DATA PROVIDED:

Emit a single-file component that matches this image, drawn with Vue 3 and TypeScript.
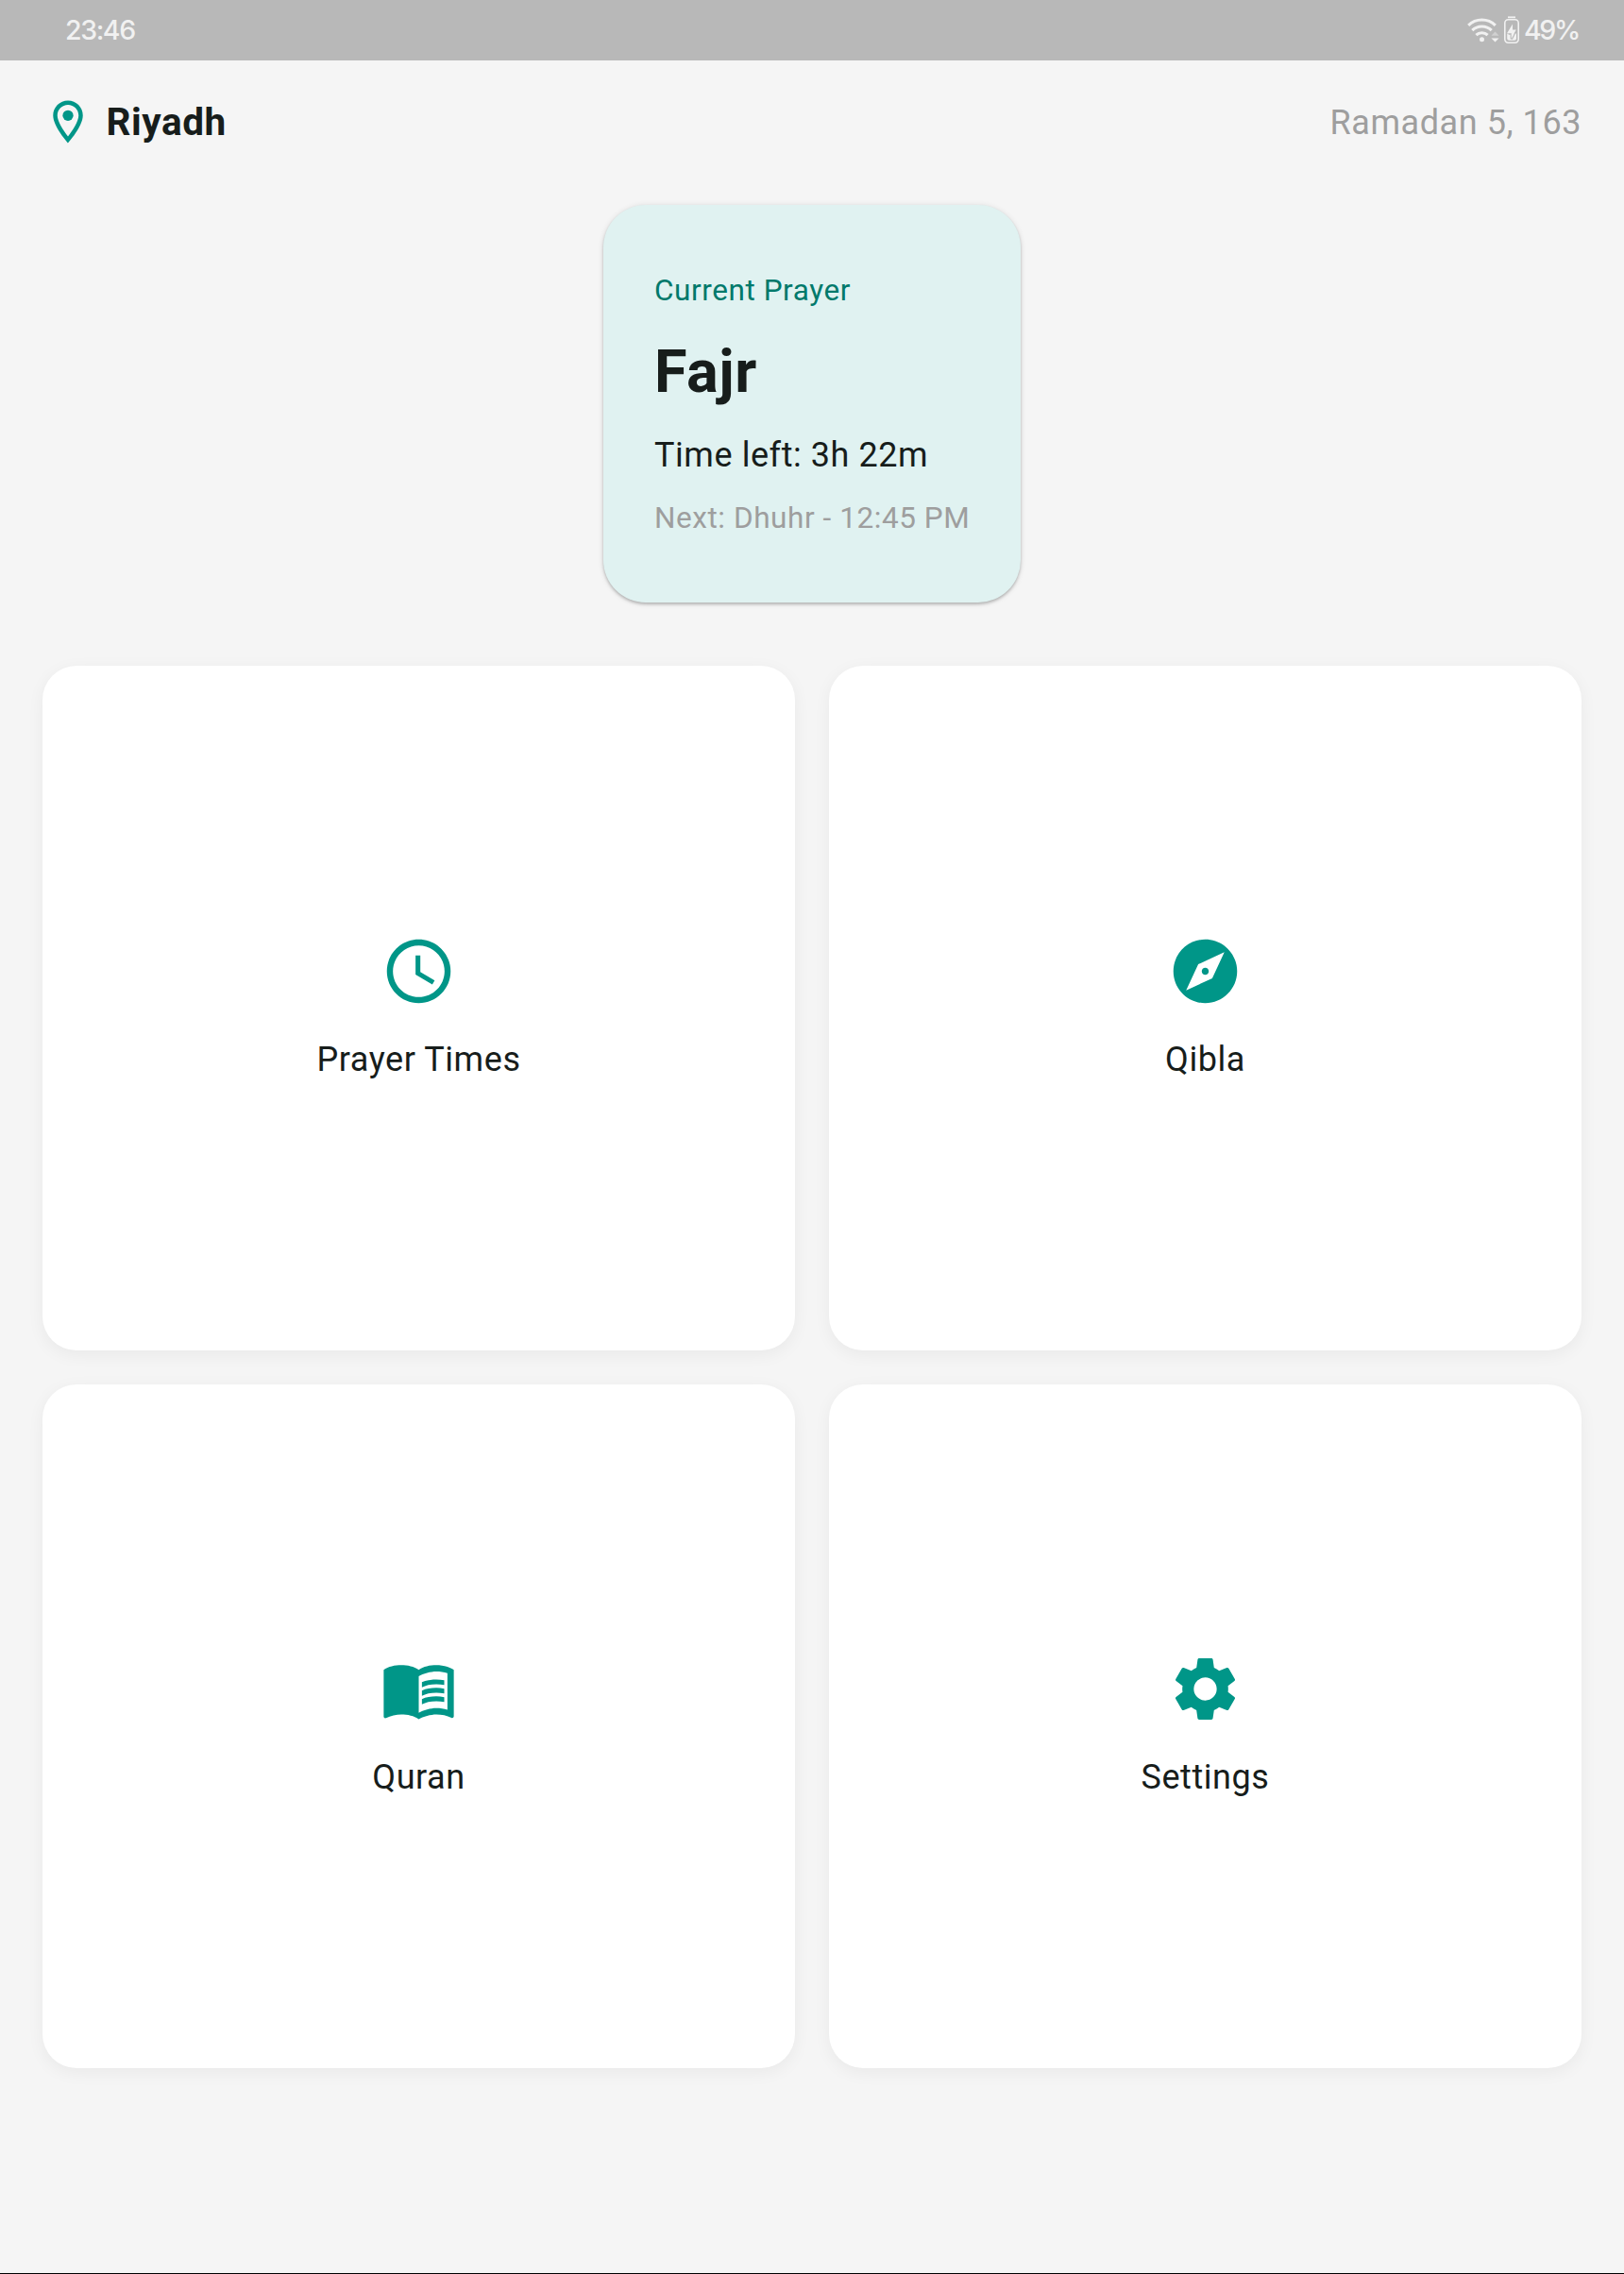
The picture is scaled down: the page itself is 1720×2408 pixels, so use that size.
<script setup lang="ts">
interface Tile {
  label: string
  icon: string
}

const tiles: Tile[] = [
  {
    label: 'Prayer Times',
    icon: 'M11.99 2C6.47 2 2 6.48 2 12s4.47 10 9.99 10C17.52 22 22 17.52 22 12S17.52 2 11.99 2zM12 20.1c-4.47 0-8.1-3.63-8.1-8.1S7.53 3.9 12 3.9s8.1 3.63 8.1 8.1-3.63 8.1-8.1 8.1zM12.5 7H11v6l5.25 3.15.75-1.23-4.5-2.67z',
  },
  {
    label: 'Qibla',
    icon: 'M12 10.9c-.61 0-1.1.49-1.1 1.1s.49 1.1 1.1 1.1c.61 0 1.1-.49 1.1-1.1s-.49-1.1-1.1-1.1zM12 2C6.48 2 2 6.48 2 12s4.48 10 10 10 10-4.48 10-10S17.52 2 12 2zm2.19 12.19L6 18l3.81-8.19L18 6l-3.81 8.19z',
  },
  {
    label: 'Quran',
    icon: 'M21 5c-1.11-.35-2.33-.5-3.5-.5-1.95 0-4.05.4-5.5 1.5-1.45-1.1-3.55-1.5-5.5-1.5S2.45 4.9 1 6v14.65c0 .25.25.5.5.5.1 0 .15-.05.25-.05C3.1 20.45 5.05 20 6.5 20c1.95 0 4.05.4 5.5 1.5 1.35-.85 3.8-1.5 5.5-1.5 1.65 0 3.35.3 4.75 1.05.1.05.15.05.25.05.25 0 .5-.25.5-.5V6c-.6-.45-1.25-.75-2-1zm0 13.5c-1.1-.35-2.3-.5-3.5-.5-1.7 0-4.15.65-5.5 1.5V8c1.35-.85 3.8-1.5 5.5-1.5 1.2 0 2.4.15 3.5.5v11.5zM17.5 10.5c.88 0 1.73.09 2.5.26V9.24c-.79-.15-1.64-.24-2.5-.24-1.7 0-3.24.29-4.5.83v1.66c1.13-.64 2.7-.99 4.5-.99zM13 12.49v1.66c1.13-.64 2.7-.99 4.5-.99.88 0 1.73.09 2.5.26V11.9c-.79-.15-1.64-.24-2.5-.24-1.7 0-3.24.3-4.5.83zM17.5 14.33c-1.7 0-3.24.29-4.5.83v1.66c1.13-.64 2.7-.99 4.5-.99.88 0 1.73.09 2.5.26v-1.52c-.79-.16-1.64-.24-2.5-.24z',
  },
  {
    label: 'Settings',
    icon: 'M19.14 12.94c.04-.3.06-.61.06-.94 0-.32-.02-.64-.07-.94l2.03-1.58c.18-.14.23-.41.12-.61l-1.92-3.32c-.12-.22-.37-.29-.59-.22l-2.39.96c-.5-.38-1.03-.7-1.62-.94L14.4 2.81c-.04-.24-.24-.41-.48-.41h-3.84c-.24 0-.43.17-.47.41L9.25 5.35C8.66 5.59 8.12 5.92 7.63 6.29L5.24 5.33c-.22-.08-.47 0-.59.22L2.74 8.87c-.12.21-.08.47.12.61l2.03 1.58C4.84 11.36 4.8 11.69 4.8 12s.02.64.07.94l-2.03 1.58c-.18.14-.23.41-.12.61l1.92 3.32c.12.22.37.29.59.22l2.39-.96c.5.38 1.03.7 1.62.94l.36 2.54c.05.24.24.41.48.41h3.84c.24 0 .44-.17.47-.41l.36-2.54c.59-.24 1.13-.56 1.62-.94l2.39.96c.22.08.47 0 .59-.22l1.92-3.32c.12-.22.07-.47-.12-.61l-2.01-1.58zM12 15.6A3.6 3.6 0 1 1 12 8.4a3.6 3.6 0 0 1 0 7.2z',
  },
]
</script>

<template>
  <div class="screen">
    <div class="status">
      <span class="clock">23:46</span>
      <div class="indicators">
        <svg class="wifi" width="34" height="28" viewBox="0 0 34 28">
          <g fill="none" stroke="#f1f1f1" stroke-width="3.1">
            <path d="M1.2 8.8a20.4 20.4 0 0 1 28.6 0" />
            <path d="M5.3 14.2a14.6 14.6 0 0 1 20.4 0" />
            <path d="M9.4 19.2a8.8 8.8 0 0 1 12.2 0" />
          </g>
          <circle cx="15.5" cy="23.8" r="2.5" fill="#f1f1f1" />
          <path d="M25.5 19.7L29.5 15.6l4 4.1z" fill="#d0d0d0" />
          <path d="M25.5 22.4h8l-4 4.1z" fill="#f1f1f1" />
        </svg>
        <svg class="battery" width="16" height="30" viewBox="0 0 16 30">
          <rect x="4" y="0.4" width="8" height="1.8" fill="#f1f1f1" />
          <rect x="0.8" y="3.8" width="14.4" height="24.4" rx="3.6" fill="none" stroke="#f1f1f1" stroke-width="1.6" />
          <path d="M3.2 18.6h9.8v5.2a2 2 0 0 1-2 2H5.2a2 2 0 0 1-2-2z" fill="#f1f1f1" />
          <path d="M4.6 19.2h2.6v4.6l1.4.2 4-8" fill="none" stroke="#b8b8b8" stroke-width="1.2" />
          <path d="M9 8.6L3.2 18h4.6v5.2l5-8.8H9z" fill="#f1f1f1" />
        </svg>
        <span class="percent">49%</span>
      </div>
    </div>

    <header class="header">
      <div class="place">
        <svg width="54" height="54" viewBox="0 0 24 24" fill="#009688">
          <path d="M12 2C8.13 2 5 5.13 5 9c0 5.25 7 13 7 13s7-7.75 7-13c0-3.87-3.13-7-7-7zM7 9c0-2.76 2.24-5 5-5s5 2.24 5 5c0 2.88-2.88 7.19-5 9.88C9.92 16.21 7 11.85 7 9z" />
          <circle cx="12" cy="9" r="2.5" />
        </svg>
        <span class="city">Riyadh</span>
      </div>
      <span class="date">Ramadan 5, 163</span>
    </header>

    <section class="prayer">
      <div class="caption">Current Prayer</div>
      <div class="name">Fajr</div>
      <div class="left">Time left: 3h 22m</div>
      <div class="next">Next: Dhuhr - 12:45 PM</div>
    </section>

    <main class="grid">
      <div v-for="tile in tiles" :key="tile.label" class="tile">
        <svg width="81" height="81" viewBox="0 0 24 24" fill="#009688"><path :d="tile.icon" /></svg>
        <span class="label">{{ tile.label }}</span>
      </div>
    </main>
    <div class="edge"></div>
  </div>
</template>

<style>
body {
  margin: 0;
  background: #f5f5f5;
}
</style>

<style scoped>
.screen {
  box-sizing: border-box;
  width: 1720px;
  height: 2408px;
  display: flex;
  flex-direction: column;
  background: #f5f5f5;
  color: #171d1b;
  font-family: Roboto, sans-serif;
  font-size: 36px;
  letter-spacing: 0.5625px;
  overflow: hidden;
}
.status {
  box-sizing: border-box;
  height: 64px;
  flex: none;
  display: flex;
  justify-content: space-between;
  align-items: center;
  padding: 0 48px 0 69px;
  background: #b8b8b8;
  color: #f1f1f1;
  font-family: Inter, sans-serif;
  font-size: 28.5px;
  font-weight: 500;
  letter-spacing: -1.4px;
}
.clock,
.percent {
  line-height: 64px;
  height: 64px;
}
.percent {
  letter-spacing: -2.3px;
}
.indicators {
  display: flex;
  align-items: center;
}
.wifi {
  margin-right: 5px;
}
.battery {
  margin-right: 5px;
}
.header {
  flex: none;
  height: 54px;
  margin: 38px 45px 0;
  display: flex;
  justify-content: space-between;
  align-items: center;
}
.place {
  display: flex;
  align-items: center;
  gap: 13.5px;
}
.city {
  font-size: 40.5px;
  font-weight: 700;
}
.date {
  padding-top: 1px;
  color: #9e9e9e;
}
.prayer {
  flex: none;
  box-sizing: border-box;
  width: 442px;
  height: 420.5px;
  margin: 61px auto 0;
  padding: 67.5px 54px 0;
  border-radius: 45px;
  background: #e0f2f1;
  box-shadow: 0 2px 3px rgba(0, 0, 0, 0.2), 0 1px 6px rgba(0, 0, 0, 0.12);
  white-space: nowrap;
}
.caption {
  font-size: 31.5px;
  line-height: 45px;
  color: #00796b;
}
.name {
  margin-top: 19px;
  font-size: 63px;
  line-height: 90px;
  font-weight: 700;
}
.left {
  margin-top: 16px;
  line-height: 54px;
}
.next {
  margin-top: 17px;
  font-size: 31.5px;
  line-height: 45px;
  color: #9e9e9e;
}
.grid {
  flex: none;
  display: grid;
  grid-template-columns: 797px 797px;
  grid-auto-rows: 724.5px;
  gap: 36px;
  margin: 67.5px 45px 0;
}
.tile {
  display: flex;
  flex-direction: column;
  align-items: center;
  justify-content: center;
  gap: 27px;
  border-radius: 36px;
  background: #fff;
  box-shadow: 0 4.5px 18px rgba(0, 0, 0, 0.05);
}
.label {
  padding-top: 1px;
  line-height: 50px;
}
.edge {
  height: 1px;
  margin-top: auto;
  background: #000;
}
</style>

JOB: Which lines contain the word "size"? Copy each of them.

ANSWER:
The picture is scaled down: the page itself is 1720×2408 pixels, so use that size.
  font-size: 36px;
  font-size: 28.5px;
  font-size: 40.5px;
  font-size: 31.5px;
  font-size: 63px;
  font-size: 31.5px;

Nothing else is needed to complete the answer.